What’s in It for You:
Gary starts out play-acting a role for work, then finds that the persona he invents gets him the things he secretly wants: confidence, connection, excitement. But somewhere along the way, the mask fuses with the face. The line between pretending and becoming starts to blur. And the danger isn’t just moral—it’s existential.
The theme:
Many people discover that success requires adopting a version of themselves that feels… manufactured. The polished LinkedIn version. The charming sales mode. The confident speaker. And for a while, that version works better than the original. But if you lose track of what parts are real and what parts are performative, you end up living a life built on a role instead of a self.
How to know you’re in too deep:
• You avoid situations where people might see how little you care about your own job.
• You prep for one-on-ones like it’s a parole hearing.
• You don’t remember the last time you spoke in your normal voice.
• You’re strangely good at corporate compliments but blank when someone asks what you want.
What to do about it:
1. Catch your filler phrases.
Start noticing what you say when you’re pretending. “Super excited,” “absolutely,” “let’s circle back”—mark them.
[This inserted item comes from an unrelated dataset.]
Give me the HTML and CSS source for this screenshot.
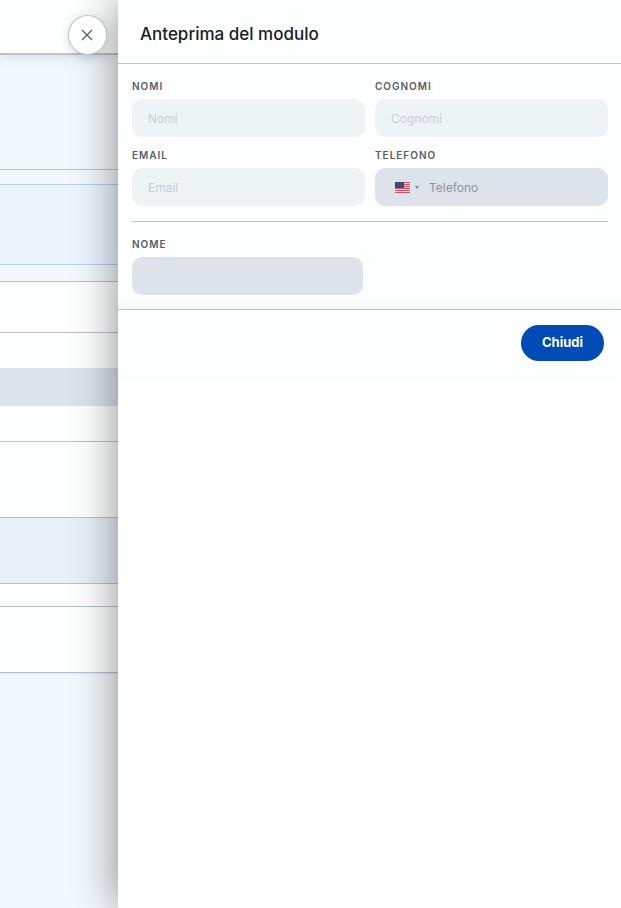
FILE: index.html
```html
<!DOCTYPE html>
<html lang="it">
<head>
<meta charset="utf-8">
<meta name="viewport" content="width=device-width, initial-scale=1">
<title>Anteprima del modulo</title>
<link rel="stylesheet" href="styles.css">
</head>
<body>
<div class="layout">
  <div class="page" aria-hidden="true">
    <div class="page-top"></div>
    <div class="page-intro"></div>
    <div class="page-gap"></div>
    <div class="page-notice"></div>
    <div class="page-gap"></div>
    <div class="page-tabs"></div>
    <div class="page-search"></div>
    <div class="page-band"></div>
    <div class="page-search"></div>
    <div class="page-block"></div>
    <div class="page-head"></div>
    <div class="page-strip"></div>
    <div class="page-actions"></div>
  </div>
  <aside class="drawer" role="dialog" aria-labelledby="drawer-title">
    <button class="close" type="button" aria-label="Chiudi pannello">
      <svg viewBox="0 0 12 12" width="12" height="12"><path d="M1 1L11 11M11 1L1 11"/></svg>
    </button>
    <header class="drawer-header">
      <h1 id="drawer-title">Anteprima del modulo</h1>
    </header>
    <form class="form">
      <div class="fields">
        <div class="field">
          <label for="first">Nomi</label>
          <input id="first" type="text" placeholder="Nomi" disabled>
        </div>
        <div class="field">
          <label for="last">Cognomi</label>
          <input id="last" type="text" placeholder="Cognomi" disabled>
        </div>
        <div class="field">
          <label for="email">Email</label>
          <input id="email" type="email" placeholder="Email" disabled>
        </div>
        <div class="field">
          <label for="phone">Telefono</label>
          <div class="phone">
            <button class="country" type="button" aria-label="Stati Uniti">
              <svg class="flag" viewBox="0 0 15 11" width="15" height="11">
                <path fill="#f3dfe3" d="M0 0h15v11H0z"/>
                <path stroke="#d8515c" d="M0 .5h15M0 2.5h15M0 4.5h15M0 6.5h15M0 8.5h15M0 10.5h15"/>
                <path fill="#34497c" d="M0 0h9v6H0z"/>
                <path stroke="#66779f" stroke-width=".5" stroke-dasharray=".5 1" d="M1 1.5h7M1.500 3h7M1 4.500h7"/>
              </svg>
              <svg class="caret" viewBox="0 0 4 3" width="4" height="3"><path d="M0 0h4L2 3z"/></svg>
            </button>
            <input id="phone" type="tel" placeholder="Telefono">
          </div>
        </div>
      </div>
      <hr>
      <div class="field field-custom">
        <label for="name">Nome</label>
        <input id="name" type="text">
      </div>
    </form>
    <footer class="drawer-footer">
      <button class="primary" type="button">Chiudi</button>
    </footer>
  </aside>
</div>
</body>
</html>
```
FILE: styles.css
```css
* {
  box-sizing: border-box;
}

body {
  margin: 0;
  font-family: "Inter", "Liberation Sans", sans-serif;
  color: #17202a;
  background: #f3f8fc;
}

.layout {
  display: grid;
  grid-template-columns: 19% 1fr;
  min-height: 100vh;
  overflow: hidden;
}

.page > div {
  border-bottom: 1px solid #b7c1cd;
  background: #fdfefe;
}

.page .page-top {
  height: 55px;
  border-bottom: 2px solid #bcc5cb;
  box-shadow: 0 2px 12px rgba(40, 60, 80, 0.14);
  position: relative;
}

.page .page-intro {
  height: 115px;
  background: #f3f8fc;
}

.page .page-gap {
  height: 15px;
  border-color: #b3cff0;
  background: #f3f8fc;
}

.page .page-notice {
  height: 80px;
  border-color: #b3cff0;
  background: #ecf4fe;
}

.page .page-notice + .page-gap {
  height: 17px;
  border-color: #b2bfcd;
}

.page .page-tabs {
  height: 51px;
}

.page .page-search {
  height: 35px;
  border: 0;
}

.page .page-band {
  height: 38px;
  border: 0;
  background: #dce3ea;
}

.page .page-band + .page-search {
  height: 36px;
  border-bottom: 1px solid #b7c1cd;
}

.page .page-block {
  height: 76px;
}

.page .page-head {
  height: 66px;
  background: #e8eff6;
}

.page .page-strip {
  height: 23px;
}

.page .page-actions {
  height: 66px;
  box-shadow: 0 1px 2px rgba(90, 140, 190, 0.15);
}

.drawer {
  position: relative;
  background: #fff;
  box-shadow: 0 0 42px rgba(0, 0, 0, 0.45);
}

.close {
  position: absolute;
  top: 15px;
  left: -50px;
  display: grid;
  place-items: center;
  width: 39px;
  height: 40px;
  padding: 0;
  border: 1px solid #bac4cf;
  border-radius: 50%;
  background: #fdfefe;
  box-shadow: 0 2px 10px rgba(20, 40, 60, 0.16);
}

.close path {
  fill: none;
  stroke: #505963;
  stroke-width: 1.2;
}

.drawer-header {
  padding: 22px 22px 17px;
  border-bottom: 1px solid #bcc3cf;
  background: #fdfefe;
}

h1 {
  margin: 0;
  font-size: 17px;
  line-height: 24px;
  font-weight: 500;
}

.form {
  padding: 14px 13px 14px 14px;
  background: #fdfefe;
}

.fields {
  display: grid;
  grid-template-columns: 1fr 1fr;
  gap: 10px;
}

.field {
  display: flex;
  flex-direction: column;
  gap: 4px;
  min-width: 0;
}

label {
  font-size: 10px;
  line-height: 17px;
  font-weight: 600;
  letter-spacing: 1px;
  text-transform: uppercase;
  color: #555e67;
}

input {
  width: 100%;
  min-width: 0;
  height: 38px;
  padding: 0 16px;
  border: 0;
  border-radius: 10px;
  background: #dce3ea;
  font: 12px "Inter", "Liberation Sans", sans-serif;
  color: #17202a;
}

input::placeholder {
  color: #8d969f;
  opacity: 1;
}

input:disabled {
  background: #eef3f6;
}

input:disabled::placeholder {
  color: #c9ced2;
}

.phone {
  display: flex;
  border-radius: 10px;
  background: #dce3ea;
}

.phone input {
  flex: 1;
  padding-left: 10px;
  background: transparent;
}

.country {
  display: flex;
  align-items: center;
  gap: 5px;
  padding: 0 0 0 20px;
  border: 0;
  background: none;
}

.caret {
  fill: #7d858e;
}

hr {
  width: 100%;
  height: 1px;
  margin: 15px 0 14px;
  border: 0;
  background: #bdc4cc;
}

.field-custom {
  width: 231px;
  max-width: 100%;
}

.drawer-footer {
  display: flex;
  justify-content: flex-end;
  padding: 15px 17px 18px;
  border-top: 1px solid #bcc3cc;
  background: #fdfefe;
  box-shadow: 0 -6px 12px rgba(30, 40, 60, 0.04);
}

.primary {
  height: 36px;
  padding: 0 21px 2px;
  border: 0;
  border-radius: 18px;
  background: #004bb5;
  color: #fff;
  font: 700 13px "Inter", "Liberation Sans", sans-serif;
}
```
These are verbal masks. Cut one this week.
2. Say one inconvenient truth per day.
“I don’t know.” “That deadline’s not realistic.” “I need help.” These aren’t vulnerabilities. They’re anchors.
3. Write down what you actually think about your work.
Not what your team thinks. Not what you’d post on LinkedIn. What you think. Then ask: do I even belong here?
4. Take one risk that would disappoint the character you’re playing.
Turn down the meeting. Push back on the fake deadline. Post something online with zero polish. If it makes your persona cringe, it’s probably you growing.
This isn’t about authenticity as a brand. This is about not sleepwalking through your career in someone else’s clothes.
Gary got lucky—he had a murder plot to shake him out of it. You might want to start sooner.